The downstream effects are concrete: backtests built on accurate historical data produce models that generalise to live conditions; liquidation monitoring catches position health changes before the window closes; LP logic doesn't enter ranges already invalidated by recent trades.
The data layer is the precondition for everything above it. SQD exists to make sure that ceiling is as high as it can be.
The full loop
DeFi doesn't fail at the edges. It fails in the loop. Data feeds decisions. Decisions flow into routing. Routing hits liquidity. Execution writes a new state back onchain, and the cycle repeats. At human scale, breaks inside this loop are survivable. At agent scale, they are multiplicative.

The first diagram shows what happens when even one layer lags behind the actor. A two-block delay in data propagates into a lower-quality decision. The router operates on stale depth, liquidity cannot reposition, gas overhead accumulates - the system doesn't collapse at a single point, it degrades across the entire loop.

The second diagram shows the same loop, but aligned with the actor. Sub-block data removes informational lag.

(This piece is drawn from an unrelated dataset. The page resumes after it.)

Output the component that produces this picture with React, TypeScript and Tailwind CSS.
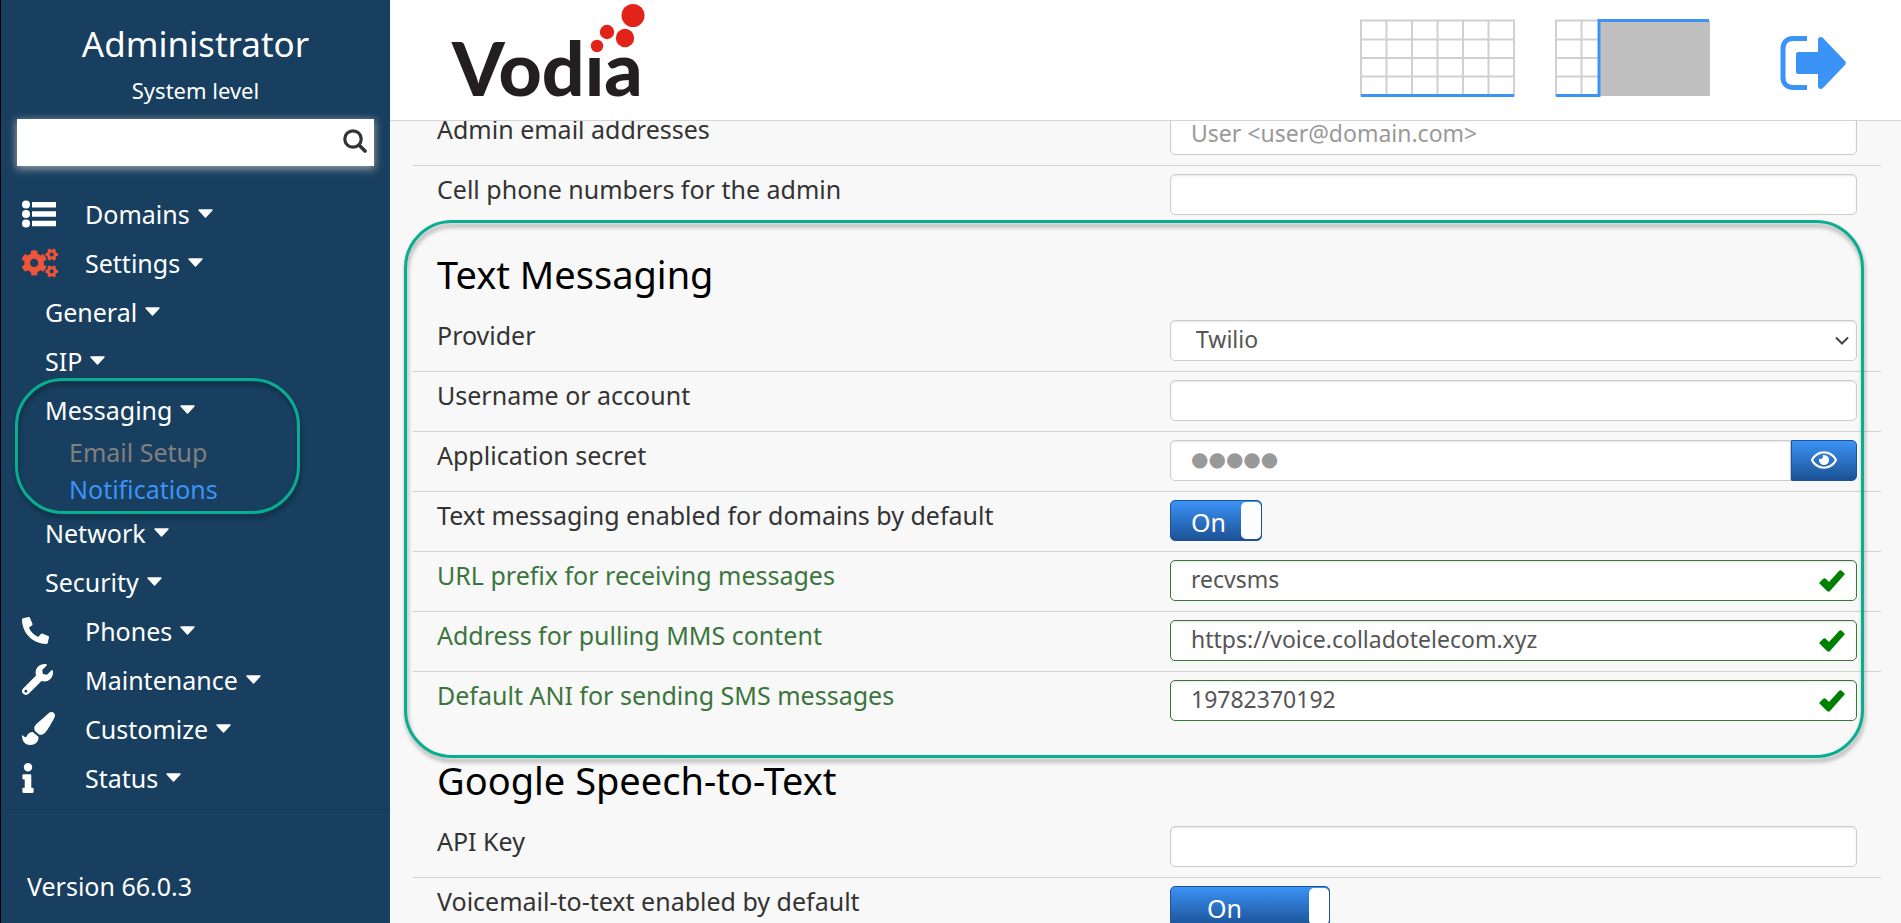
import React from "react";
import {
  FaCogs,
  FaInfo,
  FaPaintBrush,
  FaPhoneAlt,
  FaRegEye,
  FaWrench,
} from "react-icons/fa";

const Caret = () => (
  <svg width="15" height="9" viewBox="0 0 15 9" aria-hidden="true">
    <path
      d="M1 1h13L7.5 8z"
      fill="currentColor"
      stroke="currentColor"
      strokeWidth="1.4"
      strokeLinejoin="round"
    />
  </svg>
);

const ListIcon = () => (
  <svg width="34" height="28" viewBox="0 0 34 28" fill="currentColor">
    <circle cx="4" cy="4.5" r="4" />
    <circle cx="4" cy="14" r="4" />
    <circle cx="4" cy="23.5" r="4" />
    <path d="M10 2h24v5.5H10zM10 11.3h24v5.5H10zM10 20.8h24v5.5H10z" />
  </svg>
);

// outlined area drawn over the page to point at something
const Highlight = ({ className }: { className: string }) => (
  <div
    className={`absolute pointer-events-none rounded-[48px] border-3 border-[#07ae90] ${className}`}
  />
);

const MenuItem = ({
  label,
  icon,
}: {
  label: string;
  icon: React.ReactNode;
}) => (
  <li>
    <a href="#" className="flex items-center h-[49px] pl-[21px]">
      <span className="w-[63px]">{icon}</span>
      <span className="mr-2">{label}</span>
      <Caret />
    </a>
  </li>
);

const SubItem = ({ label }: { label: string }) => (
  <a href="#" className="flex items-center gap-2 h-[49px] pl-11">
    {label}
    <Caret />
  </a>
);

const Sidebar = () => (
  <aside className="flex flex-col w-[390px] shrink-0 bg-[#183f5f] text-white border-l border-black">
    <div className="text-center pt-[19px]">
      <div className="text-[35px] leading-[50px]">Administrator</div>
      <div className="text-[22px] leading-[42px]">System level</div>
    </div>
    <form className="flex items-center bg-white h-[47px] mt-2 mx-4 shadow-[0_2px_8px_1px_rgba(230,220,210,0.6)]">
      <input
        type="search"
        aria-label="Search"
        className="grow min-w-0 h-full px-3 text-[#333] outline-none"
      />
      <button type="button" aria-label="Search" className="pr-[7px] pb-1">
        <svg width="24" height="24" viewBox="0 0 24 24" fill="none">
          <circle cx="10" cy="10" r="8.2" stroke="#333" strokeWidth="3.2" />
          <path
            d="M16 16l6 6"
            stroke="#333"
            strokeWidth="3.6"
            strokeLinecap="round"
          />
        </svg>
      </button>
    </form>
    <nav className="mt-[23px] border-b border-[#163a58] pb-[7px]">
      <ul>
        <MenuItem label="Domains" icon={<ListIcon />} />
        <MenuItem
          label="Settings"
          icon={<FaCogs size={36} className="text-[#ee5437]" />}
        />
        <li>
          <ul>
            <li>
              <SubItem label="General" />
            </li>
            <li>
              <SubItem label="SIP" />
            </li>
            <li className="relative">
              <SubItem label="Messaging" />
              <a
                href="#"
                className="flex items-center h-[37px] pl-[68px] pb-[2px] text-[#808080]"
              >
                Email Setup
              </a>
              <a
                href="#"
                className="flex items-center h-[37px] pl-[68px] pb-[2px] text-[#3b93f7]"
              >
                Notifications
              </a>
              <Highlight className="-top-[7px] -bottom-[6px] left-[14px] right-[90px] drop-shadow-[1px_4px_2px_rgba(0,0,0,0.35)]" />
            </li>
            <li>
              <SubItem label="Network" />
            </li>
            <li>
              <SubItem label="Security" />
            </li>
          </ul>
        </li>
        <MenuItem label="Phones" icon={<FaPhoneAlt size={27} />} />
        <MenuItem label="Maintenance" icon={<FaWrench size={31} />} />
        <MenuItem label="Customize" icon={<FaPaintBrush size={33} />} />
        <MenuItem label="Status" icon={<FaInfo className="w-3 h-[30px]" />} />
      </ul>
    </nav>
    <div className="mt-auto pl-[26px] pb-[21px]">Version 66.0.3</div>
  </aside>
);

const Logo = () => (
  <a
    href="#"
    aria-label="Vodia"
    className="relative block h-[120px] font-['Lato',sans-serif] font-black text-[75px] leading-[134px] text-[#231f20]"
  >
    Vodıa
    <svg
      className="absolute top-0 left-[138px]"
      width="56"
      height="56"
      viewBox="0 0 56 56"
      fill="#e2231a"
      aria-hidden="true"
    >
      <circle cx="43" cy="15.5" r="11.5" />
      <circle cx="17" cy="32" r="7.2" />
      <circle cx="35" cy="38" r="9.2" />
      <circle cx="7" cy="46" r="6.2" />
    </svg>
  </a>
);

const Header = () => (
  <header className="flex items-center justify-between h-[121px] shrink-0 bg-white border-b border-[#d5d5d5] pl-[62px] pr-[54px]">
    <Logo />
    <div className="flex items-center gap-10">
      <button aria-label="Full grid" className="-mt-1">
        <svg width="155" height="78" viewBox="0 0 155 78" fill="none">
          <path
            d="M1 1.5h153v75H1zM26.5 1v75M52 1v75M77.5 1v75M103 1v75M128.5 1v75M1 20.5h153M1 39h153M1 57.5h153"
            stroke="#d0d0d0"
            strokeWidth="2"
          />
          <path d="M1 76.5h153" stroke="#3b93f7" strokeWidth="3" />
        </svg>
      </button>
      <button aria-label="Split view" className="-mt-1">
        <svg width="155" height="78" viewBox="0 0 155 78" fill="none">
          <path
            d="M1 1.5h43v75H1zM26.5 1v75M1 20.5h43M1 39h43M1 57.5h43"
            stroke="#d0d0d0"
            strokeWidth="2"
          />
          <path d="M44 2h111v75H44z" fill="#c0c0c0" />
          <path d="M1 76.5h43V1.5h110" stroke="#3b93f7" strokeWidth="3" />
        </svg>
      </button>
      <button aria-label="Log out" className="ml-[30px] mt-1.5">
        <svg width="67" height="56" viewBox="0 0 67 56" fill="none">
          <path
            d="M27 3.5H13C7 3.5 3 7.5 3 13.5v29c0 6 4 10 10 10h14"
            stroke="#3b93f7"
            strokeWidth="5"
          />
          <path
            d="M18 17h20V5c0-3 3-4 5-2l22 23c1 1 1 3 0 4L43 53c-2 2-5 1-5-2V39H18c-1 0-2-1-2-2V19c0-1 1-2 2-2z"
            fill="#3b93f7"
          />
        </svg>
      </button>
    </div>
  </header>
);

const Row = ({
  id,
  label,
  valid,
  last,
  children,
}: {
  id: string;
  label: string;
  valid?: boolean;
  last?: boolean;
  children: React.ReactNode;
}) => (
  <div
    className={`grid grid-cols-[733fr_687fr] h-[60px] px-6 pt-2 border-b ${
      last ? "border-transparent" : "border-[#d2d3d4]"
    }`}
  >
    <label
      htmlFor={id}
      className={`leading-[30px] whitespace-nowrap ${
        valid ? "text-[#3a763c]" : "text-[#333]"
      }`}
    >
      {label}
    </label>
    <div className="relative h-[41px]">{children}</div>
  </div>
);

const fieldClass =
  "block w-full h-[41px] px-5 pb-[3px] text-[#555] bg-white border rounded-[5px] shadow-[inset_0_1px_2px_rgba(0,0,0,0.1)] outline-none placeholder:text-[#999]";

const TextField = ({
  id,
  valid,
  ...rest
}: {
  id: string;
  valid?: boolean;
  placeholder?: string;
  defaultValue?: string;
}) => (
  <>
    <input
      id={id}
      type="text"
      className={`${fieldClass} text-[23px] ${
        valid ? "border-[#3a763c]" : "border-[#ccc]"
      }`}
      {...rest}
    />
    {valid && (
      <svg
        className="absolute right-3 top-[10px]"
        width="26"
        height="22"
        viewBox="0 0 26 22"
        aria-hidden="true"
      >
        <path
          d="M0 13l4-4c1-1 2-1 3 0l3 3L20 1c1-1 2-1 3 0l3 3-15 17c-1 1-2 1-3 0z"
          fill="#008000"
        />
      </svg>
    )}
  </>
);

const Toggle = ({ id, className }: { id: string; className: string }) => (
  <label
    className={`flex h-[41px] rounded-[5px] border border-[#1c5296] bg-linear-to-b from-[#3b93f7] to-[#1c5296] text-white cursor-pointer ${className}`}
  >
    <input id={id} type="checkbox" defaultChecked className="sr-only" />
    <span className="grow leading-[43px]">On</span>
    <span className="w-5 my-px bg-white rounded-[5px]" />
  </label>
);

const Heading = ({ children }: { children: React.ReactNode }) => (
  <h2 className="h-[86px] pt-[25px] px-6 text-[38px] leading-[46px] text-black">
    {children}
  </h2>
);

const App = () => {
  return (
    <div className="flex h-screen overflow-hidden bg-[#f8f8f8] font-['Noto_Sans',sans-serif] text-[25px] leading-8">
      <Sidebar />
      <div className="flex flex-col grow min-w-0">
        <Header />
        <main className="grow min-h-0 overflow-hidden pl-[23px] pr-5">
          <section className="-mt-[15px]">
            <Row id="email" label="Admin email addresses">
              <TextField id="email" placeholder="User <user@domain.com>" />
            </Row>
            <Row id="cell" label="Cell phone numbers for the admin" last>
              <TextField id="cell" />
            </Row>
          </section>

          <section className="relative">
            <Heading>Text Messaging</Heading>
            <Row id="provider" label="Provider">
              <select
                id="provider"
                className={`${fieldClass} appearance-none border-[#ccc] pl-[25px] text-[23px]`}
              >
                <option>Twilio</option>
              </select>
              <svg
                className="absolute right-2 top-4 pointer-events-none"
                width="14"
                height="9"
                viewBox="0 0 14 9"
                fill="none"
                aria-hidden="true"
              >
                <path d="M1 1.5l6 6 6-6" stroke="#444" strokeWidth="2" />
              </svg>
            </Row>
            <Row id="account" label="Username or account">
              <TextField id="account" />
            </Row>
            <Row id="secret" label="Application secret">
              <div className="flex">
                <input
                  id="secret"
                  type="password"
                  placeholder="●●●●●"
                  className={`${fieldClass} border-[#ccc] rounded-r-none text-[20px] font-['DejaVu_Sans',sans-serif]`}
                />
                <button
                  aria-label="Show secret"
                  className="flex items-center justify-center w-[66px] shrink-0 rounded-r-[5px] border border-[#1c5296] bg-linear-to-b from-[#3b93f7] to-[#1c5296] pb-[2px] text-white"
                >
                  <FaRegEye size={26} />
                </button>
              </div>
            </Row>
            <Row
              id="enabled"
              label="Text messaging enabled for domains by default"
            >
              <Toggle id="enabled" className="w-[92px] pl-5" />
            </Row>
            <Row id="prefix" label="URL prefix for receiving messages" valid>
              <TextField id="prefix" defaultValue="recvsms" valid />
            </Row>
            <Row id="mms" label="Address for pulling MMS content" valid>
              <TextField
                id="mms"
                defaultValue="https://voice.colladotelecom.xyz"
                valid
              />
            </Row>
            <Row
              id="ani"
              label="Default ANI for sending SMS messages"
              valid
              last
            >
              <TextField id="ani" defaultValue="19782370192" valid />
            </Row>
            <Highlight className="-top-[6px] -bottom-[26px] -left-[9px] right-[17px] drop-shadow-[1px_4px_2px_rgba(0,0,0,0.35)]" />
          </section>

          <section>
            <Heading>Google Speech-to-Text</Heading>
            <Row id="apikey" label="API Key">
              <TextField id="apikey" />
            </Row>
            <Row id="voicemail" label="Voicemail-to-text enabled by default">
              <Toggle id="voicemail" className="w-[160px] pl-9" />
            </Row>
          </section>
        </main>
      </div>
    </div>
  );
};

export default App;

The decision engine operates on maximum-fidelity signals. Routing becomes API-native and reacts to live market depth. Liquidity is no longer locked, but dynamically exposed from the wallet, eliminating idle capital and enabling instant reallocation. The loop holds.
This is where SQD, Barter, and Superposition converge. DeFi doesn't need incremental improvements. It needs infrastructure that assumes the right actor.
Because in a system where capital is autonomous, every broken loop is a tax - and every fixed loop is edge.